Economics at Zero Marginal Cost: Rank of a Matrix

The rank of a matrix is equal to the order of the highest order non-singular matrix contained in a given matrix. If matrix A is given, then rank of A is written as: rank (A)

The rank of a matrix is the maximum number of linearly independent rows (columns) of a given matrix. The rank of a matrix would be zero only if the matrix has all zero elements, i.e., when it is a null matrix. If a matrix has only one element, its minimum rank would be one.

If A is m x n, then $rank\ (A_{m\times n})\leq min(m,n)$ , where min( m, n) denotes the smaller of the two numbers m and n (or their common value if m = n).

For example, the rank of a 3 x 5 matrix can be no more than 3, and the rank of a 4 x 2 matrix can be no more than 2.

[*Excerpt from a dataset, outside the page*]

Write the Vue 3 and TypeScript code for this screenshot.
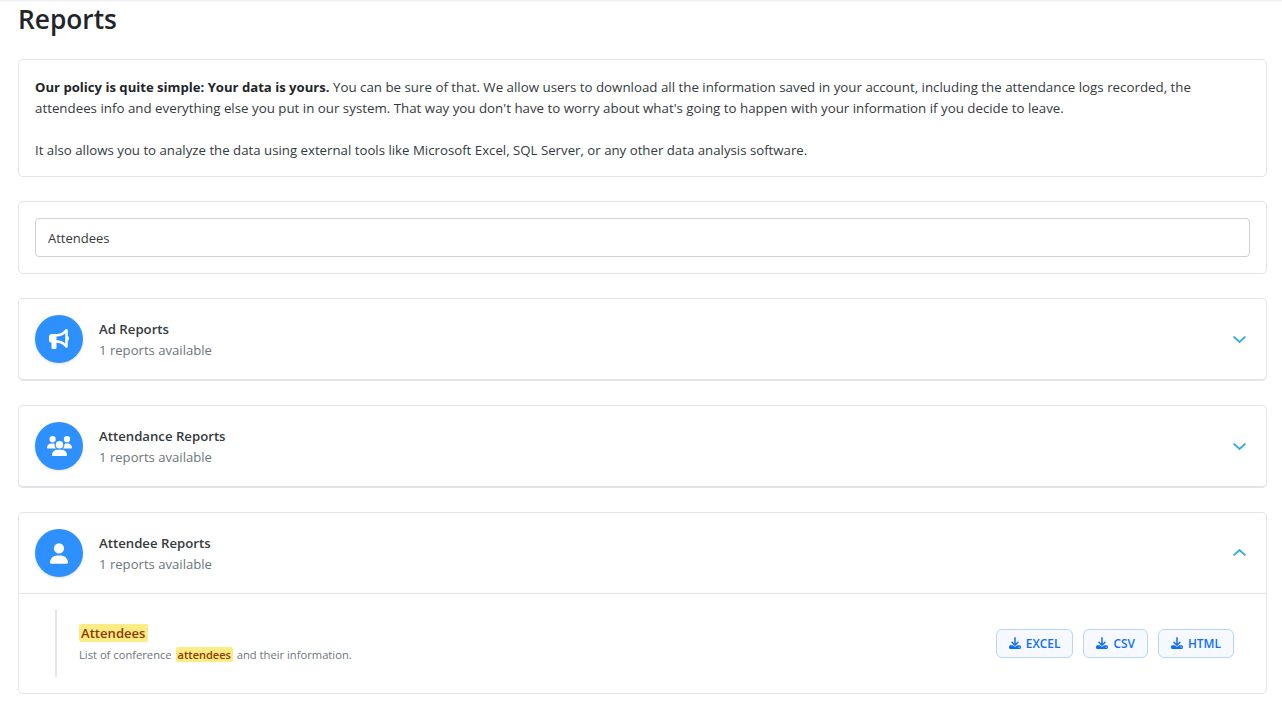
<script setup lang="ts">
interface Group { title: string; open: boolean; icon: string }
const groups: Group[] = [
  { title: 'Ad Reports', open: false, icon: 'ad' },
  { title: 'Attendance Reports', open: false, icon: 'users' },
  { title: 'Attendee Reports', open: true, icon: 'user' },
]
const formats = ['EXCEL', 'CSV', 'HTML']
</script>

<template>
  <div class="page">
    <div class="topline"></div>
    <h1 class="title">Reports</h1>
    <section class="card intro">
      <p class="first"><b>Our policy is quite simple: Your data is yours.</b> You can be sure of that. We allow users to download all the information saved in your account, including the attendance logs recorded, the attendees info and everything else you put in our system. That way you don't have to worry about what's going to happen with your information if you decide to leave.</p>
      <p class="second">It also allows you to analyze the data using external tools like Microsoft Excel, SQL Server, or any other data analysis software.</p>
    </section>
    <section class="card search">
      <input class="input" value="Attendees" />
    </section>
    <section v-for="g in groups" :key="g.title" class="card group" :class="{ closed: !g.open }">
      <div class="head">
        <span class="badge">
          <svg v-if="g.icon === 'ad'" viewBox="0 0 512 512" width="20" height="20" fill="#fff"><path d="M480 32c0-12.900-7.800-24.600-19.800-29.600s-25.700-2.200-34.900 6.900L381.700 53c-48 48-113.100 75-181 75H192 160 64c-35.300 0-64 28.700-64 64v96c0 35.300 28.700 64 64 64l0 128c0 17.700 14.300 32 32 32h64c17.700 0 32-14.300 32-32V352l8.700 0c67.900 0 133 27 181 75l43.600 43.600c9.200 9.200 22.900 11.900 34.900 6.900s19.800-16.600 19.800-29.600V300.400c18.600-8.800 32-32.500 32-60.400s-13.400-51.600-32-60.400V32zm-64 76.700V240 371.300C357.200 317.800 280.500 288 200.700 288H192V192h8.700c79.800 0 156.500-29.800 215.300-83.300z"/></svg>
          <svg v-else-if="g.icon === 'users'" viewBox="0 0 640 512" width="25" height="20" fill="#fff"><path d="M144 0a80 80 0 1 1 0 160A80 80 0 1 1 144 0zM512 0a80 80 0 1 1 0 160A80 80 0 1 1 512 0zM0 298.700C0 239.800 47.800 192 106.700 192h42.700c15.900 0 31 3.500 44.600 9.700c-1.300 7.200-1.900 14.700-1.900 22.300c0 38.200 16.800 72.500 43.300 96c-.2 0-.4 0-.7 0H21.300C9.600 320 0 310.400 0 298.700zM405.300 320c-.2 0-.4 0-.7 0c26.600-23.500 43.300-57.800 43.300-96c0-7.600-.7-15-1.900-22.300c13.600-6.300 28.700-9.700 44.600-9.700h42.700C592.200 192 640 239.800 640 298.700c0 11.800-9.600 21.300-21.300 21.300H405.300zM224 224a96 96 0 1 1 192 0 96 96 0 1 1 -192 0zM128 485.300C128 411.700 187.700 352 261.300 352H378.700C452.300 352 512 411.700 512 485.300c0 14.700-11.900 26.700-26.700 26.700H154.700c-14.700 0-26.700-11.900-26.700-26.700z"/></svg>
          <svg v-else viewBox="0 0 448 512" width="18" height="21" fill="#fff"><path d="M224 256A128 128 0 1 0 224 0a128 128 0 1 0 0 256zm-45.700 48C79.800 304 0 383.800 0 482.300C0 498.700 13.300 512 29.700 512H418.300c16.400 0 29.700-13.300 29.700-29.700C448 383.800 368.200 304 269.700 304H178.300z"/></svg>
        </span>
        <div class="meta">
          <div class="name">{{ g.title }}</div>
          <div class="count">1 reports available</div>
        </div>
        <svg class="chev" :class="{ up: g.open }" viewBox="0 0 13 7" width="13" height="7" fill="none" stroke="#2aa7e0" stroke-width="1.700"><path d="M.6.6l5.900 5.400L12.400.6"/></svg>
      </div>
      <div v-if="g.open" class="body">
        <div class="report">
          <div class="info">
            <div class="rname"><mark class="hl">Attendees</mark></div>
            <div class="rdesc">List of conference <mark class="hl">attendees</mark> and their information.</div>
          </div>
          <div class="actions">
            <button v-for="f in formats" :key="f" class="btn">
              <svg viewBox="0 0 512 512" width="12" height="12" fill="currentColor"><path d="M288 32c0-17.700-14.300-32-32-32s-32 14.300-32 32V274.700l-73.400-73.400c-12.500-12.500-32.800-12.500-45.300 0s-12.500 32.800 0 45.300l128 128c12.500 12.500 32.800 12.500 45.300 0l128-128c12.500-12.500 12.500-32.800 0-45.300s-32.800-12.500-45.300 0L288 274.700V32zM64 352c-35.300 0-64 28.700-64 64v32c0 35.300 28.700 64 64 64H448c35.300 0 64-28.700 64-64V416c0-35.300-28.700-64-64-64H346.500l-45.300 45.300c-25 25-65.500 25-90.500 0L165.500 352H64zm368 56a24 24 0 1 1 0 48 24 24 0 1 1 0-48z"/></svg>
              {{ f }}
            </button>
          </div>
        </div>
      </div>
    </section>
  </div>
</template>

<style>
html, body { margin: 0; background: #fff; overflow: hidden; }
</style>

<style scoped>
.page {
  box-sizing: border-box;
  width: 1282px;
  height: 706px;
  overflow: hidden;
  padding: 0 15px 0 18px;
  font-family: "Open Sans", "Noto Sans", sans-serif;
  font-size: 13.24px;
  color: #2b2f38;
  position: relative;
}
.topline {
  position: absolute;
  left: 0; right: 0; top: 0;
  height: 2px;
  background: linear-gradient(#efeff2, #fafafb);
}
.title {
  margin: 0;
  height: 59px;
  padding-top: 2px;
  box-sizing: border-box;
  font-size: 26.3px;
  line-height: 34px;
  font-weight: 600;
  color: #212529;
}
.card {
  box-sizing: border-box;
  border: 1px solid #e3e3e9;
  border-radius: 5px;
  background: #fff;
  margin-bottom: 24px;
}
.intro {
  height: 118px;
  padding: 17px 16px;
  line-height: 21px;
  color: #343a40;
}
.intro p { margin: 0; }
.intro .first { font-size: 13.32px; }
.intro b { color: #212529; font-size: 13.12px; }
.intro .second { margin-top: 21px; }
.search { height: 73px; padding: 16px; }
.input {
  display: block;
  box-sizing: border-box;
  width: 100%;
  height: 39px;
  padding: 0 12px;
  border: 1px solid #cfd0d8;
  border-radius: 4px;
  font: inherit;
  font-size: 13px;
  color: #343a40;
  outline: none;
}
.group.closed { height: 83px; border-bottom-width: 2px; }
.head {
  height: 80px;
  padding: 0 20px 0 16px;
  box-sizing: border-box;
  display: flex;
  align-items: center;
}
.badge {
  width: 48px;
  height: 48px;
  flex: none;
  border-radius: 50%;
  background: #2e8fff;
  display: flex;
  align-items: center;
  justify-content: center;
  box-shadow: 0 1px 3px rgba(0, 0, 0, .12);
}
.meta { margin-left: 16px; flex: 1; padding-top: 2px; }
.name { font-weight: 600; font-size: 13.2px; line-height: 21px; color: #343a40; }
.count { font-size: 13.12px; line-height: 21px; color: #6c757d; }
.chev.up { transform: translateY(-1px) rotate(180deg); }
.body {
  border-top: 1px solid #e3e3e9;
  height: 100px;
  padding: 16px 32px 16px 36px;
  box-sizing: border-box;
}
.report {
  height: 67px;
  border-left: 2px solid #e3e3e9;
  padding-left: 22px;
  display: flex;
  align-items: center;
  justify-content: space-between;
}
.info { margin-top: -2px; }
.rname { font-size: 13.1px; font-weight: 600; line-height: 20px; }
.rdesc { font-size: 11.2px; line-height: 17px; color: #6c757d; margin-top: 3px; }
.hl {
  background: #fdec84;
  color: #8a3a06;
  border-radius: 2px;
  padding: 0 2px;
}
.rdesc .hl { margin: 0 1px; font-size: 11px; font-weight: 600; }
.actions { display: flex; gap: 10px; }
.btn {
  height: 29px;
  padding: 0 12px 1px;
  display: flex;
  align-items: center;
  gap: 5px;
  border: 1px solid #b6d4fe;
  border-radius: 6px;
  background: #f6f9ff;
  color: #0d6efd;
  font: inherit;
  font-size: 11.9px;
  font-weight: 600;
}
</style>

If A is a 3 x 5 matrix, then $rank\ (A_{3\times 5})\leq min(3,5)\leq3$

1. Find the rank of

$A=\begin{bmatrix} 1\ \ \ \ \ \ \ \ \2\ \ \ \ \ \ \ \3\\ -2\ \ \ \ \ \ 4\ \ \ \ \ \ \6\\ -3\ \ \ -6\ \ \ -9 \end{bmatrix} \$

Solution:

Given:

$A=\begin{bmatrix} 1\ \ \ \ \ \ \ \ \2\ \ \ \ \ \ \ \3\\ -2\ \ \ \ \ \ 4\ \ \ \ \ \ \6\\ -3\ \ \ -6\ \ \ -9 \end{bmatrix} \$

The order of matrix A is 3x3

Using the formula: $rank\ (A_{m\times n})\leq min(m,n)$

The possible rank of matrix A is:

$rank\ (A_{3\times 3})\leq min(3,3)\leq 3$

The highest possible sub-matrix of the given matrix is 3x3 order :

$A=\begin{bmatrix} 1\ \ \ \ \ \ \ \ \2\ \ \ \ \ \ \ \3\\ -2\ \ \ \ \ \ 4\ \ \ \ \ \ \6\\ -3\ \ \ -6\ \ \ -9 \end{bmatrix} \$

$\\\left |A \right |=1\begin{vmatrix} 4\ \ \ \ \6\\ -6\ -9 \end{vmatrix}-2 \begin{vmatrix} 2\ \ \ \ \6\\ -3\ -9 \end{vmatrix}+3 \begin{vmatrix} 2\ \ \ \ \4\\ -3\ -6 \end{vmatrix}\\\\ \left |A \right |=1(-36-(-36))-2(-18-(-18))+3(-12-(-12))\\ \left |A \right |=1(-36+36)-2(-18+18)+3(-12+12)\\ \left |A \right |=1(0)-2(0)+3(0)\\ \left |A \right |=0-0+0\\ \left |A \right |=0\\$